In the near future we may have household robots to handle cooking, cleaning and other menial tasks. They will be teachable: Show the robot how to operate your coffee machine, and it will take over from there.
But suppose you buy a new, different coffee maker. Will you have to start over?
"The
robot already has seen two or three coffee machines; it should be able to figure out how to use this one," said Ashutosh Saxena, assistant professor of computer science. In robotics work up to now, he noted, a robot must be trained for each task and always positioned in the same relationship to the machine and its controls.
In his Robot Learning Lab, Saxena is making robots more adaptable. A new deep-learning algorithm developed by Saxena and graduate student Jaeyong Sung enables a robot to operate a machine it has never seen before, by consulting the instruction manual – probably available online – and drawing on its experience with other machines that have similar controls. Saxena will describe their work in a woekshop on "learning from demonstraion"at the 2015 Robotic Science and Systems conference July 16 in Rome.
One thing that makes this hard is the "noise" in natural language instructions. Do you turn on the machine with a "knob" or a "switch?" Do you dispense coffee by pulling a "handle" or a "lever?" And then, where is that control on the machine, and what's the proper way to manipulate it? For this, the robot draws on a database of recorded actions.
"We use a deep learning neural network that can tell the robot which action in a database is the closest to the one it has to perform," Sung explained. Deep learning classifies information in layers, moving down from general to specific. It works best with a very large database, so the researchers turned to crowdsourcing to collect a large library of actions. Through the Amazon Mechanical Turk service, where people can be recruited to do simple online tasks for small payments, they invited hundreds of visitors to guide a robot through the motions to perform various tasks described in a set of printed instructions. To make crowdsourcing possible, the researchers created a Web interface that enables a user to guide an imaginary robot arm, almost like playing a video game.
From the database the robot also learns to identify various kinds of controls by their shape rather than location, and to relate them to the various labels that might be used in the instructions.
Using an espresso machine as their first test bed, the researchers refer to their robot as a robobarista. The Italian word barista refers to a server in a coffee shop. (They later learned that there is a self-contained coffee machine on the market with that name.) But they have trained and tested their robot with 116 different appliances, including juice makers, lamps, a soda machine and even bathroom sinks. Actions such as "turning a knob" can be transferred from one kind of knob to another. Turning a knob on a sink is a similar action to turning a timer control on a slow cooker, and pressing a lever on a water cooler can be transferred to pressing a lever on a coffee machine.
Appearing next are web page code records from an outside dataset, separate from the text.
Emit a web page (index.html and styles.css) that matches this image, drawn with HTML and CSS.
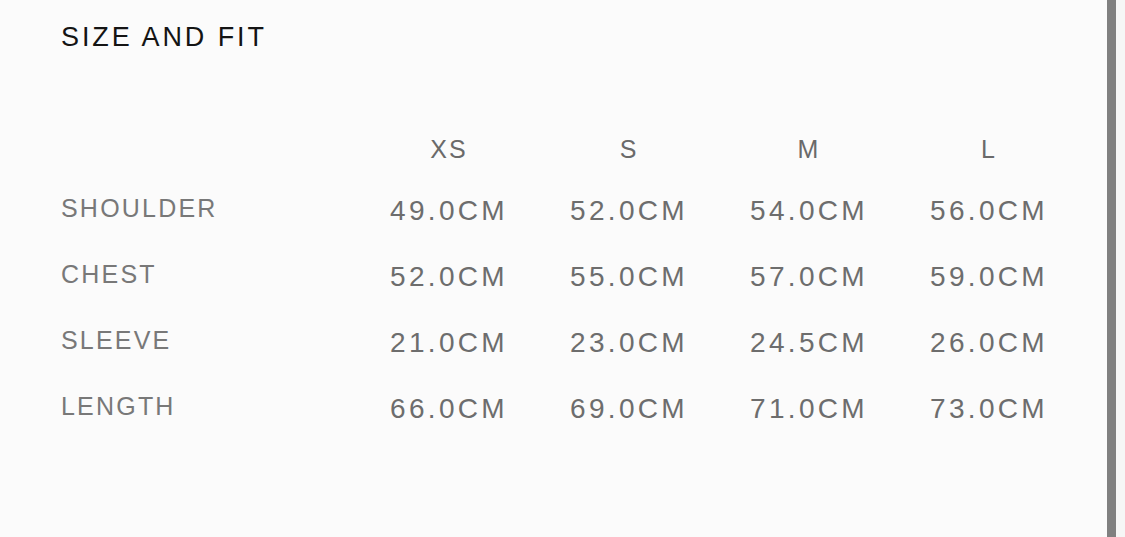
FILE: index.html
```html
<!DOCTYPE html>
<html>
<head>
<meta charset="utf-8">
<link rel="stylesheet" href="styles.css">
</head>
<body>
<div class="page">
  <main class="panel">
    <h1 class="title">SIZE AND FIT</h1>
    <div class="table">
      <div class="head blank"></div>
      <div class="head">XS</div>
      <div class="head">S</div>
      <div class="head">M</div>
      <div class="head">L</div>

      <div class="label">SHOULDER</div>
      <div class="val">49.0CM</div>
      <div class="val">52.0CM</div>
      <div class="val">54.0CM</div>
      <div class="val">56.0CM</div>

      <div class="label">CHEST</div>
      <div class="val">52.0CM</div>
      <div class="val">55.0CM</div>
      <div class="val">57.0CM</div>
      <div class="val">59.0CM</div>

      <div class="label">SLEEVE</div>
      <div class="val">21.0CM</div>
      <div class="val">23.0CM</div>
      <div class="val">24.5CM</div>
      <div class="val">26.0CM</div>

      <div class="label">LENGTH</div>
      <div class="val">66.0CM</div>
      <div class="val">69.0CM</div>
      <div class="val">71.0CM</div>
      <div class="val">73.0CM</div>
    </div>
  </main>
  <div class="scrollbar"></div>
  <div class="edge"></div>
</div>
</body>
</html>
```

FILE: styles.css
```css
html, body {
  margin: 0;
  padding: 0;
  background: #fbfbfb;
}
body {
  font-family: "Liberation Sans", Arial, sans-serif;
}
.page {
  display: flex;
  width: 1125px;
  height: 537px;
  overflow: hidden;
}
.panel {
  width: 1107px;
  padding-left: 61px;
  box-sizing: border-box;
}
.title {
  margin: 24px 0 0;
  font-size: 27px;
  line-height: 27px;
  font-weight: 400;
  letter-spacing: 2.9px;
  color: #141414;
}
.table {
  margin-top: 71px;
  display: grid;
  grid-template-columns: 298px repeat(4, 180px);
  grid-template-rows: 55px repeat(4, 66px);
  align-items: center;
}
.head {
  text-align: center;
  font-size: 25px;
  letter-spacing: 2px;
  color: #6a6a6a;
}
.label {
  font-size: 25px;
  letter-spacing: 2.2px;
  color: #787878;
  margin-top: -3px;
}
.val {
  text-align: center;
  font-size: 28px;
  letter-spacing: 3.3px;
  color: #6d6d6d;
  margin-top: 2px;
}
.scrollbar {
  width: 9px;
  background: #808080;
}
.edge {
  width: 9px;
  background: #f6f6f6;
}
```
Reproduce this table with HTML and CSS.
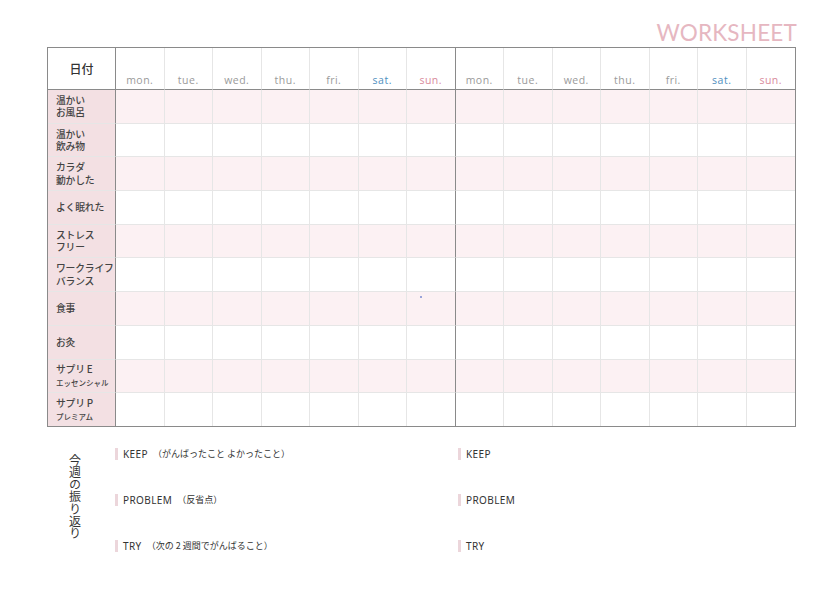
FILE: index.html
```html
<!DOCTYPE html>
<html lang="ja">
<head>
<meta charset="utf-8">
<link rel="stylesheet" href="styles.css">
</head>
<body>
<div class="page">
  <div class="title-row"><span class="title">WORKSHEET</span></div>
  <table class="sheet">
    <colgroup>
      <col class="c-label">
      <col span="14" class="c-day">
    </colgroup>
    <thead>
      <tr>
        <th class="lbl-head">日付</th>
        <th>mon.</th><th>tue.</th><th>wed.</th><th>thu.</th><th>fri.</th><th class="sat">sat.</th><th class="sun wk-end">sun.</th>
        <th>mon.</th><th>tue.</th><th>wed.</th><th>thu.</th><th>fri.</th><th class="sat">sat.</th><th class="sun last">sun.</th>
      </tr>
    </thead>
    <tbody>
      <tr class="odd"><td class="lbl">温かい<br>お風呂</td><td></td><td></td><td></td><td></td><td></td><td></td><td class="wk-end"></td><td></td><td></td><td></td><td></td><td></td><td></td><td class="last"></td></tr>
      <tr><td class="lbl">温かい<br>飲み物</td><td></td><td></td><td></td><td></td><td></td><td></td><td class="wk-end"></td><td></td><td></td><td></td><td></td><td></td><td></td><td class="last"></td></tr>
      <tr class="odd"><td class="lbl">カラダ<br>動かした</td><td></td><td></td><td></td><td></td><td></td><td></td><td class="wk-end"></td><td></td><td></td><td></td><td></td><td></td><td></td><td class="last"></td></tr>
      <tr><td class="lbl">よく眠れた</td><td></td><td></td><td></td><td></td><td></td><td></td><td class="wk-end"></td><td></td><td></td><td></td><td></td><td></td><td></td><td class="last"></td></tr>
      <tr class="odd"><td class="lbl">ストレス<br>フリー</td><td></td><td></td><td></td><td></td><td></td><td></td><td class="wk-end"></td><td></td><td></td><td></td><td></td><td></td><td></td><td class="last"></td></tr>
      <tr><td class="lbl">ワークライフ<br>バランス</td><td></td><td></td><td></td><td></td><td></td><td></td><td class="wk-end"></td><td></td><td></td><td></td><td></td><td></td><td></td><td class="last"></td></tr>
      <tr class="odd"><td class="lbl">食事</td><td></td><td></td><td></td><td></td><td></td><td></td><td class="wk-end dotcell"><span class="dot"></span></td><td></td><td></td><td></td><td></td><td></td><td></td><td class="last"></td></tr>
      <tr><td class="lbl">お灸</td><td></td><td></td><td></td><td></td><td></td><td></td><td class="wk-end"></td><td></td><td></td><td></td><td></td><td></td><td></td><td class="last"></td></tr>
      <tr class="odd"><td class="lbl">サプリ E<br><span class="sub">エッセンシャル</span></td><td></td><td></td><td></td><td></td><td></td><td></td><td class="wk-end"></td><td></td><td></td><td></td><td></td><td></td><td></td><td class="last"></td></tr>
      <tr class="lastrow"><td class="lbl">サプリ P<br><span class="sub">プレミアム</span></td><td></td><td></td><td></td><td></td><td></td><td></td><td class="wk-end"></td><td></td><td></td><td></td><td></td><td></td><td></td><td class="last"></td></tr>
    </tbody>
  </table>
  <div class="review">
    <div class="review-title">今週の振り返り</div>
    <div class="review-col">
      <div class="item"><span class="bar"></span>KEEP <span class="jp">（がんばったこと よかったこと）</span></div>
      <div class="item"><span class="bar"></span>PROBLEM <span class="jp">（反省点）</span></div>
      <div class="item"><span class="bar"></span>TRY <span class="jp">（次の 2 週間でがんばること）</span></div>
    </div>
    <div class="review-col">
      <div class="item"><span class="bar"></span>KEEP</div>
      <div class="item"><span class="bar"></span>PROBLEM</div>
      <div class="item"><span class="bar"></span>TRY</div>
    </div>
  </div>
</div>
</body>
</html>
```
FILE: styles.css
```css
html, body {
  margin: 0;
  padding: 0;
  background: #fff;
}
body {
  width: 840px;
  height: 594px;
  overflow: hidden;
  font-family: "Noto Sans", "Noto Sans CJK JP", sans-serif;
  color: #444;
}
.page {
  padding: 19px 0 0 47px;
  width: 748px;
}
.title-row {
  display: flex;
  justify-content: flex-end;
  height: 28px;
  margin-right: -2px;
}
.title {
  font-family: "Lato", "Noto Sans", sans-serif;
  font-size: 22.5px;
  line-height: 28px;
  letter-spacing: 0.2px;
  color: #e6b7c1;
}
.sheet {
  border-collapse: separate;
  border-spacing: 0;
  table-layout: fixed;
  width: 748px;
  border: 1px solid #8a8a8a;
}
.c-label { width: 68px; }
.c-day { width: 48.5px; }
.sheet th, .sheet td {
  box-sizing: border-box;
  padding: 0;
  border: 0;
  border-right: 1px solid #e6e6e6;
  border-bottom: 1px solid #e6e6e6;
}
.sheet .last { border-right: 0; }
.sheet tr.lastrow td { border-bottom: 0; height: 33px; }
.sheet thead th {
  height: 42px;
  border-bottom: 1px solid #8a8a8a;
  font-weight: normal;
  font-size: 10.5px;
  color: #9a9a9a;
  vertical-align: bottom;
  padding-bottom: 2px;
  letter-spacing: 0.5px;
  font-family: "Open Sans", "Noto Sans", sans-serif;
}
.sheet thead th.lbl-head {
  vertical-align: middle;
  padding-bottom: 1px;
  font-family: "Noto Sans CJK JP", sans-serif;
  font-size: 12px;
  font-weight: 500;
  color: #333;
  letter-spacing: 0;
}
.sheet th.sat { color: #4f8fc0; }
.sheet th.sun { color: #d98a9b; }
.sheet .lbl-head, .sheet .lbl {
  border-right: 1px solid #8a8a8a;
}
.sheet .wk-end {
  border-right: 1px solid #8a8a8a;
}
.sheet tbody td {
  height: 33.7px;
}
.sheet tbody tr.odd td { background: #fcf1f3; }
.sheet tbody td.lbl {
  background: #f3e0e3;
  font-family: "Noto Sans CJK JP", sans-serif;
  font-size: 9.8px;
  line-height: 12.5px;
  font-weight: 500;
  color: #444;
  padding-left: 8px;
  text-align: left;
  vertical-align: middle;
  white-space: nowrap;
  letter-spacing: -0.2px;
}
.sheet tbody tr.odd td.lbl { background: #f3e0e3; }
.sub {
  font-size: 7.5px;
  line-height: 10px;
  display: inline-block;
  letter-spacing: 0;
}
.dotcell { position: relative; }
.dot {
  position: absolute;
  left: 13px;
  top: 4px;
  width: 2px;
  height: 2px;
  border-radius: 50%;
  background: #7a8ad0;
}
.review {
  display: grid;
  grid-template-columns: 68px 343px 336px;
  margin-top: 19px;
}
.review-title {
  writing-mode: vertical-rl;
  font-family: "Noto Sans CJK JP", sans-serif;
  font-size: 12px;
  font-weight: 400;
  letter-spacing: 0.3px;
  color: #333;
  justify-self: center;
  padding-top: 8px;
  margin-right: 12px;
}
.review-col {
  display: flex;
  flex-direction: column;
  gap: 31px;
}
.item {
  display: flex;
  align-items: center;
  height: 15px;
  font-family: "Noto Sans", "Noto Sans CJK JP", sans-serif;
  font-size: 10px;
  color: #333;
  letter-spacing: 0.4px;
  white-space: pre;
}
.jp {
  font-family: "Noto Sans CJK JP", sans-serif;
  font-size: 9px;
  letter-spacing: 0;
  margin-left: 2px;
}
.bar {
  width: 3px;
  height: 12px;
  background: #ecd6db;
  margin-right: 5px;
}
```
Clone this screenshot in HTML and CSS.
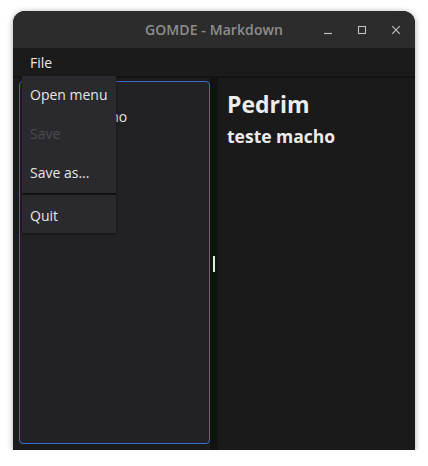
FILE: index.html
```html
<!DOCTYPE html>
<html>
<head>
<meta charset="utf-8">
<link rel="stylesheet" href="styles.css">
</head>
<body>
<div class="window">
  <header class="titlebar">
    <span class="spacer"></span>
    <span class="title">GOMDE - Markdown</span>
    <div class="controls">
      <span class="ctl"><svg width="10" height="10" viewBox="0 0 10 10"><path d="M1 8.5H9" stroke="#bdbdbd" stroke-width="1.2" fill="none"/></svg></span>
      <span class="ctl"><svg width="10" height="10" viewBox="0 0 10 10"><rect x="1.5" y="1.5" width="7" height="7" stroke="#bdbdbd" stroke-width="1.1" fill="none"/></svg></span>
      <span class="ctl"><svg width="10" height="10" viewBox="0 0 10 10"><path d="M1.2 1.2L8.8 8.8M8.8 1.2L1.2 8.8" stroke="#bdbdbd" stroke-width="1.2" fill="none"/></svg></span>
    </div>
  </header>
  <nav class="menubar"><span class="menu-item">File</span></nav>
  <div class="panes">
    <div class="editor-pane">
      <div class="editor">
        <div class="line"># Pedrim</div>
        <div class="line">## teste macho</div>
      </div>
    </div>
    <div class="handle"><span class="grip"></span></div>
    <div class="preview">
      <h1>Pedrim</h1>
      <h2>teste macho</h2>
    </div>
  </div>
  <div class="popup">
    <div class="pitem">Open menu</div>
    <div class="pitem disabled">Save</div>
    <div class="pitem">Save as...</div>
    <div class="sep"></div>
    <div class="pitem last">Quit</div>
  </div>
</div>
</body>
</html>
```
FILE: styles.css
```css
* { box-sizing: border-box; }
html, body { margin: 0; background: #ffffff; }
body {
  padding: 11px 13px 0 13px;
  font-family: "Open Sans", "Noto Sans", sans-serif;
}
.window {
  position: relative;
  width: 402px;
  height: 439px;
  border-radius: 12px 12px 0 0;
  background: #1a1a1a;
  box-shadow: 0 1px 6px rgba(0,0,0,0.35);
  display: flex;
  flex-direction: column;
}
.titlebar {
  height: 37px;
  flex: none;
  background: #2c2c2c;
  border-radius: 12px 12px 0 0;
  display: grid;
  grid-template-columns: 1fr auto 1fr;
  align-items: center;
}
.title {
  color: #8e8e8e;
  font-size: 14px;
  font-weight: 600;
  letter-spacing: 0.1px;
}
.controls {
  justify-self: end;
  display: flex;
  gap: 10px;
  padding-right: 7px;
}
.ctl {
  width: 24px;
  height: 24px;
  display: flex;
  align-items: center;
  justify-content: center;
}
.menubar {
  height: 30px;
  flex: none;
  background: #1b1b1b;
  border-bottom: 2px solid #131313;
  display: flex;
  align-items: center;
  padding-left: 17px;
}
.menu-item {
  color: #e8e8e8;
  font-size: 14px;
  line-height: 18px;
  padding-top: 1px;
}
.panes {
  flex: 1;
  display: flex;
  min-height: 0;
}
.editor-pane {
  width: 197px;
  flex: none;
  background: #1b1b1b;
  padding: 3px 0 6px 6px;
  display: flex;
}
.editor {
  flex: 1;
  border: 1px solid #3a6cd0;
  border-radius: 4px;
  background: #222225;
  padding: 0 5px;
  color: #e2e2e2;
  font-size: 14px;
  line-height: 23px;
}
.handle {
  width: 8px;
  flex: none;
  background: #121212;
  display: flex;
  align-items: center;
  justify-content: center;
  padding-bottom: 1px;
}
.grip {
  width: 2px;
  height: 16px;
  background: #e6e6e6;
}
.preview {
  flex: 1;
  background: #1a1a1a;
  padding: 10px 9px;
  color: #ececec;
}
.preview h1 {
  margin: 0;
  font-size: 23px;
  font-weight: 700;
  line-height: 32px;
}
.preview h2 {
  margin: 4px 0 0 0;
  font-size: 17.5px;
  font-weight: 700;
  line-height: 24px;
}
.popup {
  position: absolute;
  left: 9px;
  top: 65px;
  width: 94px;
  background: #2a2a2e;
  box-shadow: 0 1px 3px rgba(0,0,0,0.5);
  display: flex;
  flex-direction: column;
}
.pitem {
  height: 39px;
  padding-left: 8px;
  padding-bottom: 3px;
  display: flex;
  align-items: center;
  color: #e6e6e6;
  font-size: 14px;
}
.pitem.disabled { color: #4a4a4f; }
.pitem.last { height: 38px; padding-bottom: 0; padding-top: 2px; }
.sep {
  height: 2px;
  background: #121212;
}
```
The robot, equipped with a 3-D camera (in the lab, a Microsoft Kinect that combines a video image with a laser rangefinder), begins with a "point cloud" – a list of the X, Y and Z coordinates of every point in an image. After translating the label in the instruction manual, it locates the control in the point cloud and consults the crowdsourced model to plan the trajectory the robot arm will follow to manipulate the control.
"Instead of trying to figure out how to operate an espresso machine, we figure out how to operate each part of it," Sung explained. In tests so far on a variety of different machines, the robot has performed with 60 percent accuracy when operating a machine it has never seen before. One problem is that glossy parts that reflect complex patterns of light are sometimes hard to identify by shape.
In the future, the researchers said, robots may need tactile feedback to operate controls properly and visual monitoring during execution to avoid collisions. Robots may also learn to use trial and error with unfamiliar controls and have routines to recover from failure. The action model, Sung said, eventually will be available in the online RoboBrain database Saxena has created for robots everywhere to consult.